– Назад, – прошипел подъесаул. «Полочане» юркнули в камеру, из которой только что вышли, и плотно притворили дверь.
Горовой аккуратно положил тело ученого на стол и перехватил поудобней саблю, сделав глазами знак фотографу, чтобы тот обходился только мечом.
Ударом ноги открыв дверь, в пыточную вошел небольшой суховатый человечек в длинной мантии. Не дав незнакомцу и секунды на осмысление ситуации, Горовой ударом кулака в живот отправил вошедшего к дальней стене комнаты, а сам выпрыгнул наружу, пресекая отход возможного сопровождения. В коридоре больше никого не было.
– Ты кто? – спросил Костя у человечка, как только у того прошел приступ кашля.
Тот замахал руками.
Горовой лениво кинул через плечо:
– В расход, и тикаймо.
– Погоди, Тимофей. – Малышев пристальней вгляделся в лицо поверженного. – Это ж лекарь императорский, тот самый, что меня подбил к столу в услужение подойти.
Костя не выдержал и пнул вновь закашлявшего медика:
– У-у, вражина.
– Тем болей, – прогудел казак, занося саблю.
Со скоростью, которой и нельзя было ожидать от тщедушного кашляющего итальянца, медик откатился от «полочан»:
– Стойте! Погодите, ради Бога!
Костя ухмыльнулся. Среди всех, кого они отправили сегодня на тот свет, этот человек, по его мнению, должен был бы оказаться там первым.
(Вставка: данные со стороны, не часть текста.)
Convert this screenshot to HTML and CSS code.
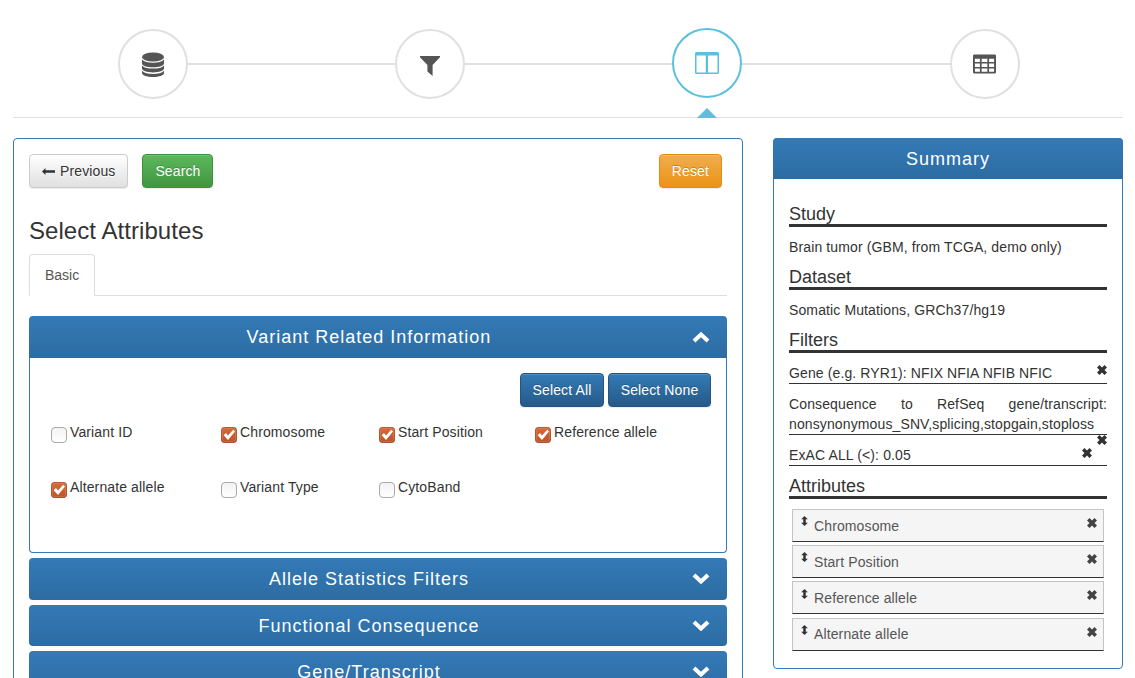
FILE: index.html
```html
<!DOCTYPE html>
<html lang="en">

<head>
    <meta charset="UTF-8">
    <title>Select Attributes</title>
    <link rel="stylesheet" href="styles.css">
</head>

<body>
    <svg class="icon-defs" width="0" height="0">
        <symbol id="i-x" viewBox="0 0 12 12">
            <path d="M3 0 6 3 9 0 12 3 9 6 12 9 9 12 6 9 3 12 0 9 3 6 0 3Z" />
        </symbol>
        <symbol id="i-sort" viewBox="0 0 8 12">
            <path d="M4 0 8 4H5.500V8H8L4 12 0 8H2.500V4H0Z" />
        </symbol>
        <symbol id="i-up" viewBox="0 0 18 12">
            <path d="M9 .8 17.4 8.6 14.6 11.4 9 6.2 3.4 11.4.6 8.6Z" />
        </symbol>
        <symbol id="i-down" viewBox="0 0 18 12">
            <path d="M9 11.2 17.4 3.4 14.6.6 9 5.8 3.4.6.6 3.4Z" />
        </symbol>
        <symbol id="i-check" viewBox="0 0 16 16">
            <path d="M2.600 8.200 5 6 7 8.400 12.200 2.800 14 4.600 7 13Z" />
        </symbol>
    </svg>

    <div class="page">
        <div class="steps">
            <div class="step step-db">
                <svg viewBox="0 0 22 26" width="22" height="26">
                    <ellipse cx="11" cy="5" rx="11" ry="4.6" />
                    <path d="M0 7.6C2 10 6 10.8 11 10.8S20 10 22 7.6V11.4C22 13.6 17 15.2 11 15.2S0 13.6 0 11.4Z" />
                    <path d="M0 13.4C2 15.8 6 16.6 11 16.6S20 15.800 22 13.4V16.6C22 18.8 17 20.4 11 20.4S0 18.8 0 16.6Z" />
                    <path d="M0 18.8C2 21.2 6 22 11 22S20 21.2 22 18.8V21C22 23.4 17 25 11 25S0 23.4 0 21Z" />
                </svg>
            </div>
            <div class="step step-filter">
                <svg viewBox="0 0 20 20" width="20" height="20">
                    <path d="M0 0H20V1.2L12.6 9V20L7.4 15.6V9L0 1.2Z" />
                </svg>
            </div>
            <div class="step step-active">
                <svg viewBox="0 0 24 22" width="24" height="22">
                    <path fill-rule="evenodd" d="M1.500 0H22.500A1.500 1.500 0 0 1 24 1.500V20.500A1.500 1.500 0 0 1 22.500 22H1.500A1.500 1.500 0 0 1 0 20.500V1.500A1.500 1.500 0 0 1 1.500 0ZM1.500 3.500V20.500H10.800V3.500ZM13 3.500V20.500H22.500V3.500Z" />
                </svg>
            </div>
            <div class="step">
                <svg viewBox="0 0 24 20" width="23" height="20">
                    <path fill-rule="evenodd" d="M1.500 0H22.500A1.500 1.500 0 0 1 24 1.500V18.500A1.500 1.500 0 0 1 22.500 20H1.500A1.500 1.500 0 0 1 0 18.500V1.500A1.500 1.500 0 0 1 1.500 0ZM2 4.500V8H7.200V4.500ZM9 4.500V8H15V4.500ZM16.800 4.500V8H22V4.500ZM2 9.600V13H7.200V9.600ZM9 9.600V13H15V9.600ZM16.800 9.600V13H22V9.600ZM2 14.600V18H7.200V14.600ZM9 14.600V18H15V14.600ZM16.800 14.600V18H22V14.600Z" />
                </svg>
            </div>
        </div>

        <div class="columns">
            <div class="main-panel">
                <div class="toolbar">
                    <button class="btn btn-default" type="button"><svg class="arrow" viewBox="0 0 13 7"><path d="M3.500 0V2.300H13V4.700H3.500V7L0 3.500Z" /></svg>Previous</button>
                    <button class="btn btn-success" type="button">Search</button>
                    <button class="btn btn-warning" type="button">Reset</button>
                </div>

                <h3>Select Attributes</h3>

                <div class="tabs">
                    <div class="tab">Basic</div>
                </div>

                <div class="group group-open">
                    <div class="group-head">
                        <span>Variant Related Information</span>
                        <svg class="chevron"><use href="#i-up" /></svg>
                    </div>
                    <div class="group-body">
                        <div class="select-btns">
                            <button class="btn btn-primary" type="button">Select All</button>
                            <button class="btn btn-primary" type="button">Select None</button>
                        </div>
                        <div class="attr-grid">
                            <label class="attr"><span class="check"></span>Variant ID</label>
                            <label class="attr"><span class="check checked"><svg><use href="#i-check" /></svg></span>Chromosome</label>
                            <label class="attr"><span class="check checked"><svg><use href="#i-check" /></svg></span>Start Position</label>
                            <label class="attr"><span class="check checked"><svg><use href="#i-check" /></svg></span>Reference allele</label>
                            <label class="attr"><span class="check checked"><svg><use href="#i-check" /></svg></span>Alternate allele</label>
                            <label class="attr"><span class="check"></span>Variant Type</label>
                            <label class="attr"><span class="check"></span>CytoBand</label>
                        </div>
                    </div>
                </div>

                <div class="group">
                    <div class="group-head">
                        <span>Allele Statistics Filters</span>
                        <svg class="chevron"><use href="#i-down" /></svg>
                    </div>
                </div>
                <div class="group">
                    <div class="group-head">
                        <span>Functional Consequence</span>
                        <svg class="chevron"><use href="#i-down" /></svg>
                    </div>
                </div>
                <div class="group">
                    <div class="group-head">
                        <span>Gene/Transcript</span>
                        <svg class="chevron"><use href="#i-down" /></svg>
                    </div>
                </div>
            </div>

            <div class="summary">
                <div class="summary-head">Summary</div>
                <div class="summary-body">
                    <h4>Study</h4>
                    <p>Brain tumor (GBM, from TCGA, demo only)</p>
                    <h4>Dataset</h4>
                    <p>Somatic Mutations, GRCh37/hg19</p>
                    <h4>Filters</h4>
                    <div class="filter">
                        Gene (e.g. RYR1): NFIX NFIA NFIB NFIC
                        <svg class="close close-a"><use href="#i-x" /></svg>
                    </div>
                    <div class="filter">
                        Consequence to RefSeq gene/transcript: nonsynonymous_SNV,splicing,stopgain,stoploss
                        <svg class="close close-b"><use href="#i-x" /></svg>
                    </div>
                    <div class="filter filter-last">
                        ExAC ALL (&lt;): 0.05
                        <svg class="close close-c"><use href="#i-x" /></svg>
                    </div>
                    <h4>Attributes</h4>
                    <ul class="chosen">
                        <li><svg class="sort"><use href="#i-sort" /></svg>Chromosome<svg class="close"><use href="#i-x" /></svg></li>
                        <li><svg class="sort"><use href="#i-sort" /></svg>Start Position<svg class="close"><use href="#i-x" /></svg></li>
                        <li><svg class="sort"><use href="#i-sort" /></svg>Reference allele<svg class="close"><use href="#i-x" /></svg></li>
                        <li><svg class="sort"><use href="#i-sort" /></svg>Alternate allele<svg class="close"><use href="#i-x" /></svg></li>
                    </ul>
                </div>
            </div>
        </div>
    </div>
</body>

</html>
```

FILE: styles.css
```css
html,
body {
    height: 678px;
    margin: 0;
    overflow: hidden;
}

body {
    font-family: "Liberation Sans", Arial, sans-serif;
    font-size: 14px;
    line-height: 20px;
    letter-spacing: 0.12px;
    color: #333;
    background-color: #fff;
}

* {
    box-sizing: border-box;
}

.icon-defs {
    position: absolute;
}

.page {
    padding: 0 12px 0 13px;
}

/* steps */
.steps {
    position: relative;
    display: flex;
    justify-content: space-between;
    height: 118px;
    margin-bottom: 20px;
    padding: 29px 103px 0 105px;
    border-bottom: 1px solid #e0e0e0;
}

.steps::before {
    content: "";
    position: absolute;
    left: 140px;
    right: 140px;
    top: 63px;
    height: 2px;
    background-color: #e0e0e0;
}

.step {
    position: relative;
    display: flex;
    align-items: center;
    justify-content: center;
    width: 70px;
    height: 70px;
    border: 2px solid #e0e0e0;
    border-radius: 50%;
    background-color: #fff;
}

.step svg {
    fill: #555;
}

.step-db {
    padding-top: 2px;
}

.step-filter {
    padding-top: 4px;
}

.step-active {
    border-color: #5bc0de;
    margin: -1px 1px 0 -1px;
}

.step-active svg {
    fill: #5bc0de;
}

.step-active::after {
    content: "";
    position: absolute;
    left: 23px;
    bottom: -22px;
    border: 10px solid transparent;
    border-top: 0;
    border-bottom-color: #5bc0de;
}

.columns {
    display: flex;
    justify-content: space-between;
    align-items: flex-start;
}

/* left panel */
.main-panel {
    width: 730px;
    height: 560px;
    padding: 15px;
    border: 1px solid #337ab7;
    border-radius: 4px;
}

.toolbar {
    display: flex;
    gap: 14px;
    padding-right: 5px;
}

.toolbar .btn-warning {
    margin-left: auto;
}

.btn {
    height: 34px;
    padding: 6px 12px;
    font-family: inherit;
    font-size: 14px;
    line-height: 20px;
    letter-spacing: 0.12px;
    border: 1px solid transparent;
    border-radius: 4px;
    text-shadow: 0 -1px 0 rgba(0, 0, 0, 0.2);
    box-shadow: inset 0 1px 0 rgba(255, 255, 255, 0.15), 0 1px 1px rgba(0, 0, 0, 0.075);
    color: #fff;
}

.btn-default {
    color: #333;
    text-shadow: 0 1px 0 #fff;
    background-image: linear-gradient(#fff, #e0e0e0);
    border-color: #ccc;
}

.arrow {
    width: 13px;
    height: 7px;
    margin-right: 5px;
    vertical-align: 1px;
    fill: #333;
}

.btn-success {
    width: 71px;
    padding: 6px 0;
    background-image: linear-gradient(#5cb85c, #419641);
    border-color: #3e8f3e;
}

.btn-warning {
    background-image: linear-gradient(#f0ad4e, #eb9316);
    border-color: #e38d13;
}

.btn-primary {
    padding: 6px 0;
    background-image: linear-gradient(#337ab7, #265a88);
    border-color: #245580;
}

.btn-primary:first-child {
    width: 84px;
}

.btn-primary:last-child {
    width: 103px;
}

h3 {
    margin: 26px 0 7px;
    font-size: 24px;
    font-weight: 500;
    line-height: 33px;
    letter-spacing: 0.06px;
}

.tabs {
    display: flex;
    margin-bottom: 20px;
    border-bottom: 1px solid #ddd;
}

.tab {
    margin-bottom: -1px;
    padding: 10px 15px;
    letter-spacing: 0;
    color: #555;
    border: 1px solid #ddd;
    border-bottom-color: #fff;
    border-radius: 4px 4px 0 0;
    background-color: #fff;
}

.group {
    margin-bottom: 5px;
}

.group-head {
    position: relative;
    height: 41.5px;
    padding-right: 18px;
    font-size: 18px;
    line-height: 42px;
    letter-spacing: 1px;
    text-align: center;
    color: #fff;
    background-image: linear-gradient(#337ab7, #2d6ca2);
    border-radius: 4px;
}

.group-open .group-head {
    border-radius: 4px 4px 0 0;
}

.chevron {
    position: absolute;
    right: 17px;
    top: 15px;
    width: 18px;
    height: 12px;
    fill: #fff;
}

.group-body {
    height: 195.5px;
    padding: 15px 15px 0 21px;
    border: 1px solid #337ab7;
    border-top: 0;
    border-radius: 0 0 4px 4px;
}

.select-btns {
    display: flex;
    justify-content: flex-end;
    gap: 4px;
}

.attr-grid {
    display: grid;
    grid-template-columns: 170px 158px 156px 1fr;
    grid-auto-rows: 55px;
    margin-top: 15px;
}

.attr {
    display: flex;
    align-items: flex-start;
    gap: 3px;
}

.check {
    flex: none;
    width: 16px;
    height: 16px;
    margin-top: 5px;
    border: 1.5px solid #aaa;
    border-radius: 4px;
    background-image: linear-gradient(#f2f2f2, #fff);
}

.check svg {
    display: block;
    width: 16px;
    height: 16px;
    fill: #fff;
}

.checked {
    border: 0;
    background-image: linear-gradient(#d96a3a, #bb5228);
    box-shadow: inset 0 0 0 1px rgba(160, 70, 30, 0.6), inset 0 0 0 2px rgba(255, 255, 255, 0.12);
}

/* summary */
.summary {
    width: 350px;
    height: 531px;
    border: 1px solid #337ab7;
    border-radius: 4px;
}

.summary-head {
    height: 41px;
    margin: -1px -1px 0;
    font-size: 18px;
    line-height: 42px;
    letter-spacing: 1px;
    text-align: center;
    color: #fff;
    background-image: linear-gradient(#337ab7, #2d6ca2);
    border-radius: 4px 4px 0 0;
}

.summary-body {
    padding: 24px 15px 0;
}

h4 {
    margin: 0 0 10px;
    padding-top: 2px;
    font-size: 18px;
    font-weight: 500;
    line-height: 19px;
    letter-spacing: 0;
    border-bottom: 3px solid #333;
}

.summary-body p {
    margin: 0 0 9px;
}

.filter {
    position: relative;
    margin-bottom: 10px;
    text-align: justify;
    border-bottom: 1px solid #333;
}

.filter-last {
    margin-bottom: 9px;
}

.close {
    width: 10px;
    height: 10px;
    fill: #333;
}

.filter .close {
    position: absolute;
}

.close-a {
    right: 0;
    top: 2px;
}

.close-b {
    right: 0;
    bottom: -11px;
}

.close-c {
    right: 15px;
    top: 3px;
}

.chosen {
    margin: 9.7px 0 0;
    padding: 0 3px;
    list-style: none;
}

.chosen li {
    position: relative;
    height: 33px;
    margin-bottom: 3.2px;
    padding: 5.5px 0 0 21px;
    color: #555;
    background-color: #f5f5f5;
    border: 1px solid #c4c4c4;
    border-bottom: 1px solid #333;
}

.chosen .sort {
    position: absolute;
    left: 8px;
    top: 6.3px;
    width: 7px;
    height: 10px;
    fill: #333;
}

.chosen .close {
    position: absolute;
    right: 6px;
    top: 8px;
    fill: #444;
}
```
– Это с чего же? – Казак был настроен недружелюбно.
С ужасом взирая то на саблю в руках подъесаула, то на залитые кровью лица обоих «полочан», лекарь затараторил. Немецкий язык на такой скорости и с ярким средиземноморским акцентом был непонятен ни Косте, ни тем более Горовому.
– Ша! Тишэй крышку! Разбалакался, как несушка над курятами.
Тот шмыгнул носом и заговорил медленней:
– Я Энцо Валиаджи, врач. Ваш друг при смерти. Если бы не я, он бы уже умер. В округе только я – хороший лекарь, остальные коновалы. Если ему не помочь, он умрет через день. Или через неделю. Я помогу, я сумею. Он будет жить! У меня мази, но их не хватит надолго. Но я еще сделаю. Я его на ноги поставлю!
В мольбе лекаря проскальзывали среди немецких фраз слова русского языка и обороты, запомненные им из речей киевских гридней. Костя и Тимофей Михайлович переглянулись – эту трясянку понимал даже неохочий до иностранных языков казак.
– А и то дело говорит, – недовольно пробасил подъесаул. Состояние товарища внушало ему большие опасения.
Костя рявкнул на лекаря:
– Кто тебе, суке, приказал отравить императрицу? Это ж твой прихвостень мне кубки подносил, я ж не дурной валенок. – Для придания вопросу весомости он даже занес руку с мечом, будто для удара.
Лекарь скрутился клубком, но было видно, что он начинает отходить от шока и уже контролирует свою речь. Опытный бродяга, он по интонации и поведению улавливал, когда люди хотят его убить, а когда только пугают.